---------- Records for the task

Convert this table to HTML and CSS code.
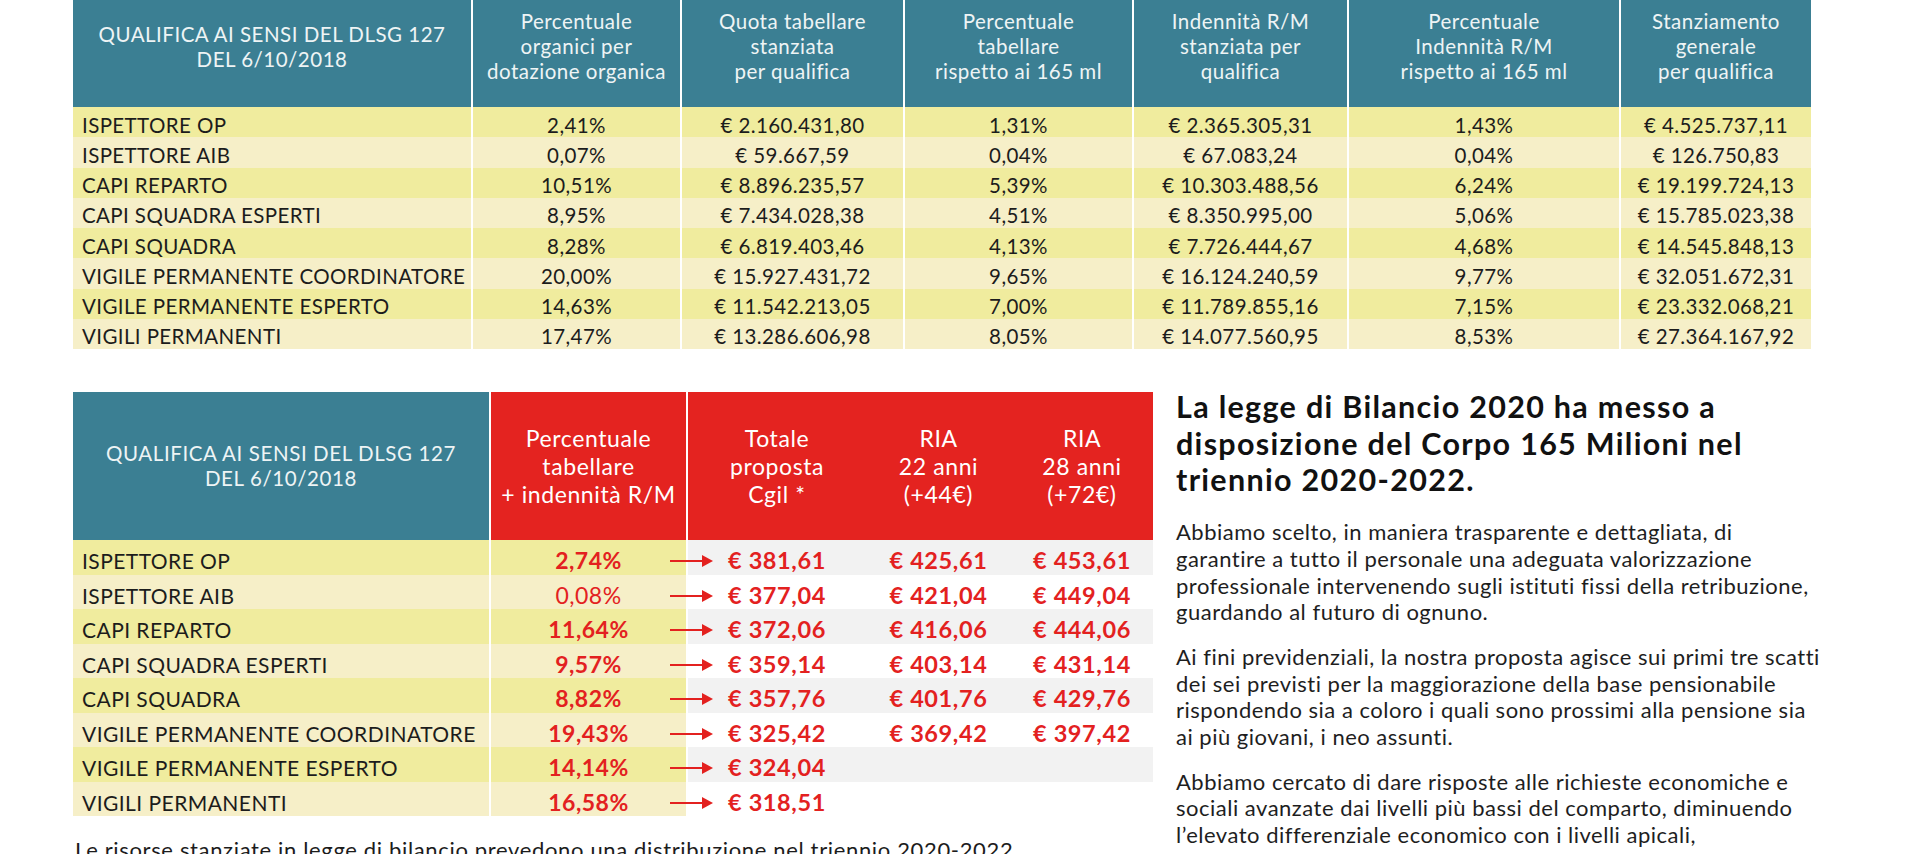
FILE: index.html
```html
<!DOCTYPE html>
<html lang="it">
<head>
<meta charset="utf-8">
<title>Ripartizione 165 milioni</title>
<link rel="stylesheet" href="styles.css">
</head>
<body>
<div class="page">
  <div class="t1">
    <div class="t1-row t1-head">
      <div class="hc hc-first">QUALIFICA AI SENSI DEL DLSG 127<br>DEL 6/10/2018</div>
      <div class="hc">Percentuale<br>organici per<br>dotazione organica</div>
      <div class="hc">Quota tabellare<br>stanziata<br>per qualifica</div>
      <div class="hc">Percentuale<br>tabellare<br>rispetto ai 165 ml</div>
      <div class="hc">Indennità R/M<br>stanziata per<br>qualifica</div>
      <div class="hc">Percentuale<br>Indennità R/M<br>rispetto ai 165 ml</div>
      <div class="hc">Stanziamento<br>generale<br>per qualifica</div>
    </div>
    <div class="t1-row y"><div class="c l">ISPETTORE OP</div><div class="c">2,41%</div><div class="c">€ 2.160.431,80</div><div class="c">1,31%</div><div class="c">€ 2.365.305,31</div><div class="c">1,43%</div><div class="c">€ 4.525.737,11</div></div>
    <div class="t1-row k"><div class="c l">ISPETTORE AIB</div><div class="c">0,07%</div><div class="c">€ 59.667,59</div><div class="c">0,04%</div><div class="c">€ 67.083,24</div><div class="c">0,04%</div><div class="c">€ 126.750,83</div></div>
    <div class="t1-row y"><div class="c l">CAPI REPARTO</div><div class="c">10,51%</div><div class="c">€ 8.896.235,57</div><div class="c">5,39%</div><div class="c">€ 10.303.488,56</div><div class="c">6,24%</div><div class="c">€ 19.199.724,13</div></div>
    <div class="t1-row k"><div class="c l">CAPI SQUADRA ESPERTI</div><div class="c">8,95%</div><div class="c">€ 7.434.028,38</div><div class="c">4,51%</div><div class="c">€ 8.350.995,00</div><div class="c">5,06%</div><div class="c">€ 15.785.023,38</div></div>
    <div class="t1-row y"><div class="c l">CAPI SQUADRA</div><div class="c">8,28%</div><div class="c">€ 6.819.403,46</div><div class="c">4,13%</div><div class="c">€ 7.726.444,67</div><div class="c">4,68%</div><div class="c">€ 14.545.848,13</div></div>
    <div class="t1-row k"><div class="c l">VIGILE PERMANENTE COORDINATORE</div><div class="c">20,00%</div><div class="c">€ 15.927.431,72</div><div class="c">9,65%</div><div class="c">€ 16.124.240,59</div><div class="c">9,77%</div><div class="c">€ 32.051.672,31</div></div>
    <div class="t1-row y"><div class="c l">VIGILE PERMANENTE ESPERTO</div><div class="c">14,63%</div><div class="c">€ 11.542.213,05</div><div class="c">7,00%</div><div class="c">€ 11.789.855,16</div><div class="c">7,15%</div><div class="c">€ 23.332.068,21</div></div>
    <div class="t1-row k"><div class="c l">VIGILI PERMANENTI</div><div class="c">17,47%</div><div class="c">€ 13.286.606,98</div><div class="c">8,05%</div><div class="c">€ 14.077.560,95</div><div class="c">8,53%</div><div class="c">€ 27.364.167,92</div></div>
  </div>

  <div class="lower">
    <div class="left">
      <div class="t2">
        <div class="t2-row t2-head">
          <div class="hc hc-first">QUALIFICA AI SENSI DEL DLSG 127<br>DEL 6/10/2018</div>
          <div class="hr">Percentuale<br>tabellare<br>+ indennità R/M</div>
          <div class="hr-group">
            <div class="hr hr-in">Totale<br>proposta<br>Cgil *</div>
            <div class="hr hr-in">RIA<br>22 anni<br>(+44€)</div>
            <div class="hr hr-in">RIA<br>28 anni<br>(+72€)</div>
          </div>
        </div>
        <div class="t2-row body y g"><div class="c l">ISPETTORE OP</div><div class="c p">2,74%</div><div class="vals"><div class="v tot"><svg class="arrow" viewBox="0 0 43 14" width="43" height="14"><path d="M0 7H33" stroke="#e3211f" stroke-width="2"/><path d="M32 1L43 7L32 13Z" fill="#e3211f"/></svg>€ 381,61</div><div class="v">€ 425,61</div><div class="v">€ 453,61</div></div></div>
        <div class="t2-row body k"><div class="c l">ISPETTORE AIB</div><div class="c p light">0,08%</div><div class="vals"><div class="v tot"><svg class="arrow" viewBox="0 0 43 14" width="43" height="14"><path d="M0 7H33" stroke="#e3211f" stroke-width="2"/><path d="M32 1L43 7L32 13Z" fill="#e3211f"/></svg>€ 377,04</div><div class="v">€ 421,04</div><div class="v">€ 449,04</div></div></div>
        <div class="t2-row body y g"><div class="c l">CAPI REPARTO</div><div class="c p">11,64%</div><div class="vals"><div class="v tot"><svg class="arrow" viewBox="0 0 43 14" width="43" height="14"><path d="M0 7H33" stroke="#e3211f" stroke-width="2"/><path d="M32 1L43 7L32 13Z" fill="#e3211f"/></svg>€ 372,06</div><div class="v">€ 416,06</div><div class="v">€ 444,06</div></div></div>
        <div class="t2-row body k"><div class="c l">CAPI SQUADRA ESPERTI</div><div class="c p">9,57%</div><div class="vals"><div class="v tot"><svg class="arrow" viewBox="0 0 43 14" width="43" height="14"><path d="M0 7H33" stroke="#e3211f" stroke-width="2"/><path d="M32 1L43 7L32 13Z" fill="#e3211f"/></svg>€ 359,14</div><div class="v">€ 403,14</div><div class="v">€ 431,14</div></div></div>
        <div class="t2-row body y g"><div class="c l">CAPI SQUADRA</div><div class="c p">8,82%</div><div class="vals"><div class="v tot"><svg class="arrow" viewBox="0 0 43 14" width="43" height="14"><path d="M0 7H33" stroke="#e3211f" stroke-width="2"/><path d="M32 1L43 7L32 13Z" fill="#e3211f"/></svg>€ 357,76</div><div class="v">€ 401,76</div><div class="v">€ 429,76</div></div></div>
        <div class="t2-row body k"><div class="c l">VIGILE PERMANENTE COORDINATORE</div><div class="c p">19,43%</div><div class="vals"><div class="v tot"><svg class="arrow" viewBox="0 0 43 14" width="43" height="14"><path d="M0 7H33" stroke="#e3211f" stroke-width="2"/><path d="M32 1L43 7L32 13Z" fill="#e3211f"/></svg>€ 325,42</div><div class="v">€ 369,42</div><div class="v">€ 397,42</div></div></div>
        <div class="t2-row body y g"><div class="c l">VIGILE PERMANENTE ESPERTO</div><div class="c p">14,14%</div><div class="vals"><div class="v tot"><svg class="arrow" viewBox="0 0 43 14" width="43" height="14"><path d="M0 7H33" stroke="#e3211f" stroke-width="2"/><path d="M32 1L43 7L32 13Z" fill="#e3211f"/></svg>€ 324,04</div><div class="v"></div><div class="v"></div></div></div>
        <div class="t2-row body k"><div class="c l">VIGILI PERMANENTI</div><div class="c p">16,58%</div><div class="vals"><div class="v tot"><svg class="arrow" viewBox="0 0 43 14" width="43" height="14"><path d="M0 7H33" stroke="#e3211f" stroke-width="2"/><path d="M32 1L43 7L32 13Z" fill="#e3211f"/></svg>€ 318,51</div><div class="v"></div><div class="v"></div></div></div>
      </div>
      <p class="note">Le risorse stanziate in legge di bilancio prevedono una distribuzione nel triennio 2020-2022</p>
    </div>

    <div class="right">
      <h1 class="title">La legge di Bilancio 2020 ha messo a<br>disposizione del Corpo 165 Milioni nel<br>triennio 2020-2022.</h1>
      <p class="txt">Abbiamo scelto, in maniera trasparente e dettagliata, di<br>garantire a tutto il personale una adeguata valorizzazione<br>professionale intervenendo sugli istituti fissi della retribuzione,<br>guardando al futuro di ognuno.</p>
      <p class="txt">Ai fini previdenziali, la nostra proposta agisce sui primi tre scatti<br>dei sei previsti per la maggiorazione della base pensionabile<br>rispondendo sia a coloro i quali sono prossimi alla pensione sia<br>ai più giovani, i neo assunti.</p>
      <p class="txt">Abbiamo cercato di dare risposte alle richieste economiche e<br>sociali avanzate dai livelli più bassi del comparto, diminuendo<br>l’elevato differenziale economico con i livelli apicali,</p>
    </div>
  </div>
</div>
</body>
</html>
```

FILE: styles.css
```css
* { box-sizing: border-box; }
html, body { margin: 0; padding: 0; background: #ffffff; }
body {
  font-family: Lato, "Open Sans", "Liberation Sans", sans-serif;
  color: #1c1c1c;
  width: 1920px;
  height: 854px;
  overflow: hidden;
}
.page { padding-left: 73px; }

/* ---------- top table ---------- */
.t1 { width: 1738px; }
.t1-row {
  display: grid;
  grid-template-columns: 398px 207px 221px 227px 213px 270px 190px;
  column-gap: 2px;
  background: #ffffff;
}
.t1-head { height: 107px; }
.hc {
  background: #3b7f93;
  color: #eef4f5;
  font-size: 20.5px;
  letter-spacing: 0.5px;
  line-height: 25px;
  text-align: center;
  display: flex;
  align-items: center;
  justify-content: center;
  padding-bottom: 14px;
}
.t1-row .c {
  height: 30.25px;
  font-size: 20.5px;
  letter-spacing: 0.4px;
  display: flex;
  align-items: center;
  justify-content: center;
  padding-top: 5px;
  white-space: nowrap;
}
.y .c { background: #f0ec9e; }
.k .c { background: #f6efc8; }
.t1-row .c.l { justify-content: flex-start; padding-left: 9px; }

/* ---------- lower section ---------- */
.lower {
  display: flex;
  margin-top: 43px;
}
.left { width: 1080px; }
.t2-row {
  display: grid;
  grid-template-columns: 416px 195px 465px;
  column-gap: 2px;
}
.t2-row.body { height: 34.5px; }
.t2-head { height: 148px; }
.t2-head .hc { padding-bottom: 0; font-size: 20.5px; line-height: 25.5px; letter-spacing: 0.6px; }
.hr {
  background: #e42320;
  color: #ffffff;
  font-size: 23px;
  letter-spacing: 0.6px;
  line-height: 28px;
  text-align: center;
  display: flex;
  align-items: center;
  justify-content: center;
}
.hr-group {
  display: grid;
  grid-template-columns: 178px 145px 142px;
  background: #e42320;
}
.t2-row .c {
  height: 34.5px;
  font-size: 21px;
  line-height: 1;
  letter-spacing: 0.45px;
  display: flex;
  align-items: center;
  justify-content: center;
  padding-top: 7px;
  white-space: nowrap;
}
.t2-row .c.l { justify-content: flex-start; padding-left: 9px; }
.t2-row .c.p { color: #e3211f; font-weight: 700; font-size: 23px; letter-spacing: 0.5px; }
.t2-row .c.p.light { font-weight: 400; }
.vals {
  display: grid;
  grid-template-columns: 178px 145px 142px;
  height: 34.5px;
  background: #ffffff;
}
.g .vals { background: #f2f2f2; }
.v {
  position: relative;
  height: 34.5px;
  color: #e3211f;
  font-weight: 700;
  font-size: 23.5px;
  line-height: 1;
  letter-spacing: 0.6px;
  display: flex;
  align-items: center;
  justify-content: center;
  padding-top: 7px;
  white-space: nowrap;
}
.arrow {
  position: absolute;
  left: -18px;
  top: 14px;
}
.note {
  margin: 20px 0 0 2px;
  font-size: 22px;
  line-height: 28px;
  letter-spacing: 0.65px;
  white-space: nowrap;
  color: #1c1c1c;
}

/* ---------- right text ---------- */
.right {
  margin-left: 23px;
  margin-top: -4px;
}
.title {
  margin: 0;
  font-size: 30.5px;
  letter-spacing: 1.3px;
  line-height: 36.7px;
  font-weight: 700;
  color: #111111;
  white-space: nowrap;
}
.txt {
  margin: 21px 0 0 0;
  font-size: 22px;
  letter-spacing: 0.5px;
  line-height: 26.7px;
  color: #1e1e1e;
  white-space: nowrap;
}
.txt + .txt { margin-top: 18px; }
```
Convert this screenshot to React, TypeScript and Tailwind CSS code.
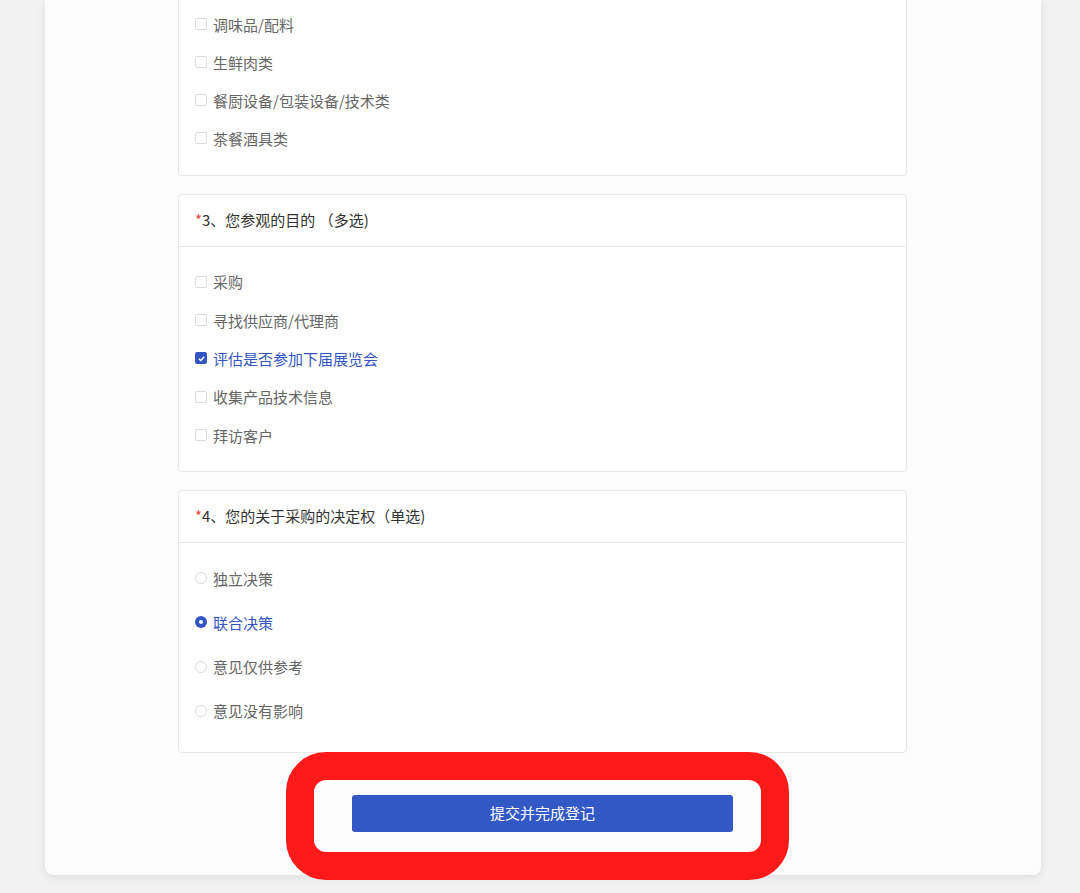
import React from "react";

const font = { fontFamily: '"Noto Sans CJK SC", "Noto Sans", sans-serif' };

function Check({ checked }: { checked?: boolean }) {
  if (checked) {
    return (
      <span className="w-[12px] h-[12px] rounded-[2px] bg-[#3355c4] flex items-center justify-center shrink-0">
        <svg width="9" height="9" viewBox="0 0 10 10">
          <path d="M2 5.2 L4.2 7.2 L8 3" fill="none" stroke="#fff" strokeWidth="1.5" />
        </svg>
      </span>
    );
  }
  return <span className="w-[12px] h-[12px] rounded-[2px] border border-[#dcdcdc] bg-white shrink-0" />;
}

function Radio({ checked }: { checked?: boolean }) {
  if (checked) {
    return (
      <span className="w-[12px] h-[12px] rounded-full bg-[#3355c4] flex items-center justify-center shrink-0">
        <span className="w-[4px] h-[4px] rounded-full bg-white" />
      </span>
    );
  }
  return <span className="w-[12px] h-[12px] rounded-full border border-[#dcdcdc] bg-white shrink-0" />;
}

function Option({ label, checked, radio, h }: { label: string; checked?: boolean; radio?: boolean; h: string }) {
  return (
    <div className={`flex items-center gap-[6px] ${h}`}>
      {radio ? <Radio checked={checked} /> : <Check checked={checked} />}
      <span className={`text-[15px] leading-none ${checked ? "text-[#3355c4]" : "text-[#666666]"}`}>{label}</span>
    </div>
  );
}

function Header({ text }: { text: string }) {
  return (
    <div className="h-[52px] border-b border-[#e8e8e8] flex items-center pl-[16px] text-[15px] text-[#333333]">
      <span className="text-[#e8463a]">*</span>
      <span>{text}</span>
    </div>
  );
}

export default function App() {
  return (
    <div className="min-h-[893px] bg-[#f2f2f2] pl-[45px] pr-[39px] pb-[18px]" style={font}>
      <div className="bg-[#fcfcfc] rounded-b-[8px] shadow-[0_2px_10px_rgba(0,0,0,0.09)] pl-[133px] pr-[134px]">
        <div className="bg-white border border-t-0 border-[#e8e8e8] rounded-b-[4px] pl-[16px] pt-[5px] pb-[18px]">
          {["调味品/配料", "生鲜肉类", "餐厨设备/包装设备/技术类", "茶餐酒具类"].map((t) => (
            <Option key={t} label={t} h="h-[38px]" />
          ))}
        </div>

        <div className="mt-[18px] bg-white border border-[#e8e8e8] rounded-[4px]">
          <Header text="3、您参观的目的 （多选)" />
          <div className="pl-[16px] pt-[15.5px] pb-[16.5px]">
            <Option label="采购" h="h-[38.4px]" />
            <Option label="寻找供应商/代理商" h="h-[38.4px]" />
            <Option label="评估是否参加下届展览会" checked h="h-[38.4px]" />
            <Option label="收集产品技术信息" h="h-[38.4px]" />
            <Option label="拜访客户" h="h-[38.4px]" />
          </div>
        </div>

        <div className="mt-[18px] bg-white border border-[#e8e8e8] rounded-[4px]">
          <Header text="4、您的关于采购的决定权（单选)" />
          <div className="pl-[16px] pt-[13px] pb-[19px]">
            <Option radio label="独立决策" h="h-[44.3px]" />
            <Option radio label="联合决策" checked h="h-[44.3px]" />
            <Option radio label="意见仅供参考" h="h-[44.3px]" />
            <Option radio label="意见没有影响" h="h-[44.3px]" />
          </div>
        </div>

        <div className="pt-[42px] pb-[43px] flex justify-center">
          <div className="relative">
            <button className="w-[381px] h-[37px] rounded-[3px] bg-[#3258c6] text-white text-[15px] flex items-center justify-center">
              提交并完成登记
            </button>
            <div className="absolute left-[-66px] right-[-56px] top-[-43px] bottom-[-48px] border-[28px] border-[#ff1a1a] rounded-[40px] pointer-events-none" />
          </div>
        </div>
      </div>
    </div>
  );
}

--------------------

Given request: Copy every line in the records above that contains the word "React".

Completed task:
Convert this screenshot to React, TypeScript and Tailwind CSS code.
import React from "react";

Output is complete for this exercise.